First-grader Sam Mosler and fourth-grader Jillian Price sit in their office chairs with Principal Mark Selvaggio and Vice Principal Carrie Knoch. (Staff photo/ John Bush)
Two students at Wapakoneta Elementary School found out what it’s like to be principal and vice principal for a day.
First-grader Sam Mosler and fourth-grader Jillian Price were randomly selected to shadow Principal Mark Selvaggio and Vice Principal Carrie Knoch on Thursday as a reward for buying 25 cent tickets.
The students helped make the morning announcements, tried some new cafeteria food, helped create a powerpoint presentation, visited classrooms and even helped teach a class.
Mosler said the first thing he wanted to do was see the live feed of the security cameras that are placed throughout the hallways.
“There was a little activity near the upstairs bathroom,” Mosler said. “Luckily it was OK,” added Selvaggio.

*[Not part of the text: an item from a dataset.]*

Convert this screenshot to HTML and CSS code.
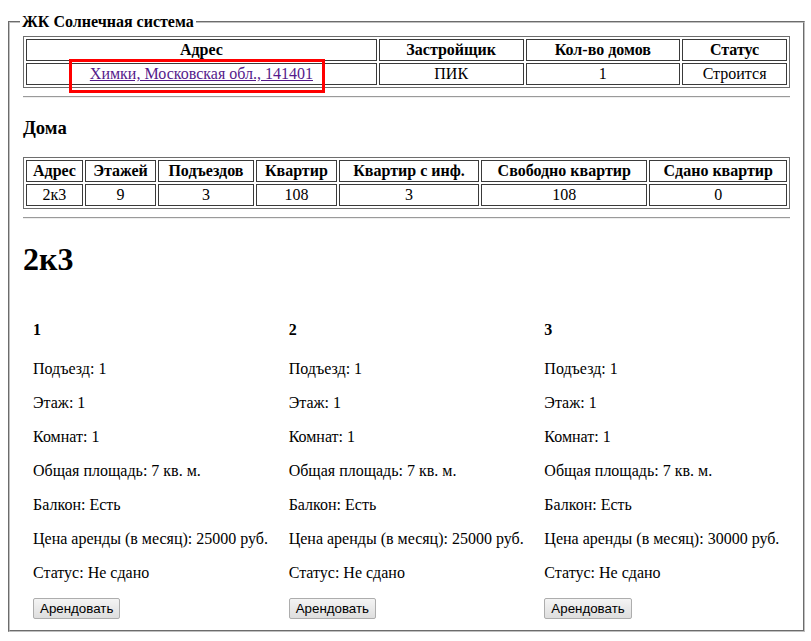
FILE: index.html
```html
<!DOCTYPE html>
<html lang="ru">
<head>
<meta charset="utf-8">
<title>ЖК Солнечная система</title>
<link rel="stylesheet" href="styles.css">
</head>
<body>
<fieldset class="complex">
  <legend class="complex-title">ЖК Солнечная система</legend>
  <table class="grid">
    <tr>
      <th>Адрес</th>
      <th>Застройщик</th>
      <th>Кол-во домов</th>
      <th>Статус</th>
    </tr>
    <tr>
      <td class="addr"><a href="#" class="addr-link">Химки, Московская обл., 141401</a><span class="highlight"></span></td>
      <td>ПИК</td>
      <td>1</td>
      <td>Строится</td>
    </tr>
  </table>
  <hr class="sep">
  <h3 class="section-title">Дома</h3>
  <table class="grid">
    <tr>
      <th>Адрес</th>
      <th>Этажей</th>
      <th>Подъездов</th>
      <th>Квартир</th>
      <th>Квартир с инф.</th>
      <th>Свободно квартир</th>
      <th>Сдано квартир</th>
    </tr>
    <tr>
      <td>2к3</td>
      <td>9</td>
      <td>3</td>
      <td>108</td>
      <td>3</td>
      <td>108</td>
      <td>0</td>
    </tr>
  </table>
  <hr class="sep">
  <h1 class="house-title">2к3</h1>
  <div class="flats">
    <div class="flat">
      <h4 class="flat-num">1</h4>
      <p>Подъезд: 1</p>
      <p>Этаж: 1</p>
      <p>Комнат: 1</p>
      <p>Общая площадь: 7 кв. м.</p>
      <p>Балкон: Есть</p>
      <p>Цена аренды (в месяц): 25000 руб.</p>
      <p>Статус: Не сдано</p>
      <button class="rent-btn" type="button">Арендовать</button>
    </div>
    <div class="flat">
      <h4 class="flat-num">2</h4>
      <p>Подъезд: 1</p>
      <p>Этаж: 1</p>
      <p>Комнат: 1</p>
      <p>Общая площадь: 7 кв. м.</p>
      <p>Балкон: Есть</p>
      <p>Цена аренды (в месяц): 25000 руб.</p>
      <p>Статус: Не сдано</p>
      <button class="rent-btn" type="button">Арендовать</button>
    </div>
    <div class="flat">
      <h4 class="flat-num">3</h4>
      <p>Подъезд: 1</p>
      <p>Этаж: 1</p>
      <p>Комнат: 1</p>
      <p>Общая площадь: 7 кв. м.</p>
      <p>Балкон: Есть</p>
      <p>Цена аренды (в месяц): 30000 руб.</p>
      <p>Статус: Не сдано</p>
      <button class="rent-btn" type="button">Арендовать</button>
    </div>
  </div>
</fieldset>
</body>
</html>
```

FILE: styles.css
```css
html, body {
  background: #fff;
}
body {
  margin: 13px 6px 0 8px;
  font-family: "Liberation Serif", "Times New Roman", serif;
  font-size: 16px;
  color: #000;
}
.complex {
  margin: 0;
  padding: 5px 13px 11px 13px;
  border: 2px groove #c0c0c0;
  box-shadow: 2px 2px 2px rgba(0, 0, 0, 0.28);
}
.complex-title {
  font-weight: bold;
  padding: 0 2px;
  margin-left: -3px;
}
.grid {
  width: 100%;
  border: 1px solid #6e6e6e;
  border-spacing: 2px;
}
.grid th,
.grid td {
  border: 1px solid #3a3a3a;
  padding: 1px;
  text-align: center;
}
.addr {
  position: relative;
}
.addr-link {
  color: #551a8b;
  text-decoration: underline;
}
.highlight {
  position: absolute;
  left: 42px;
  top: -5px;
  width: 250px;
  height: 28px;
  border: 3px solid #ff0000;
  pointer-events: none;
}
.sep {
  margin: 8px 0;
  border: 0;
  border-top: 1px solid #9a9a9a;
  border-bottom: 1px solid #eeeeee;
  height: 0;
}
.section-title {
  font-size: 18.72px;
  margin: 18.72px 0;
}
.house-title {
  font-size: 32px;
  margin: 21.44px 0;
}
.flats {
  display: flex;
}
.flat {
  flex: 1 1 0;
  padding: 0 10px;
}
.flat-num {
  font-size: 16px;
  margin: 21.28px 0;
}
.flat p {
  margin: 16px 0;
}
.rent-btn {
  font-family: "Liberation Sans", Arial, sans-serif;
  font-size: 13.33px;
  color: #000;
  padding: 2px 6px;
  border: 1px solid #adadad;
  border-radius: 2px;
  background: linear-gradient(#f4f4f4, #dedede);
}
```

Price said she couldn’t choose what part of being vice principal she liked most, although she seemed to really enjoy one particular thing she did.
“I called my brother down to the office and pretended like he was in trouble,” Price said.
The students also were given their own business cards that they could hand out around the school.
“I’m almost out,” Mosler said. “I might have to make more.”
The fundraiser is part of the school’s “Kid’s Helping Kids” initiative, where individual classrooms, as well as the entire school, come up with ways that students can raise money for the Ronald McDonald House in Dayton.
The Ronald McDonald House provides shelter and accommodations for families of sick children that must travel to a different city or state to get treated.
Another way students raise money is by collecting pop tabs throughout the school year. Toward the end of the year, the tabs are taken to a recycling center. The money they get back goes to the Ronald McDonald House.
Selvaggio said that since the beginning of the 2013-14 school year, the students have contributed more than a million tabs. The most they’ve ever collected in one year was 6 million.
Knoch said that last year the school raised $18,000, and in the last five years they’ve raised $80,000.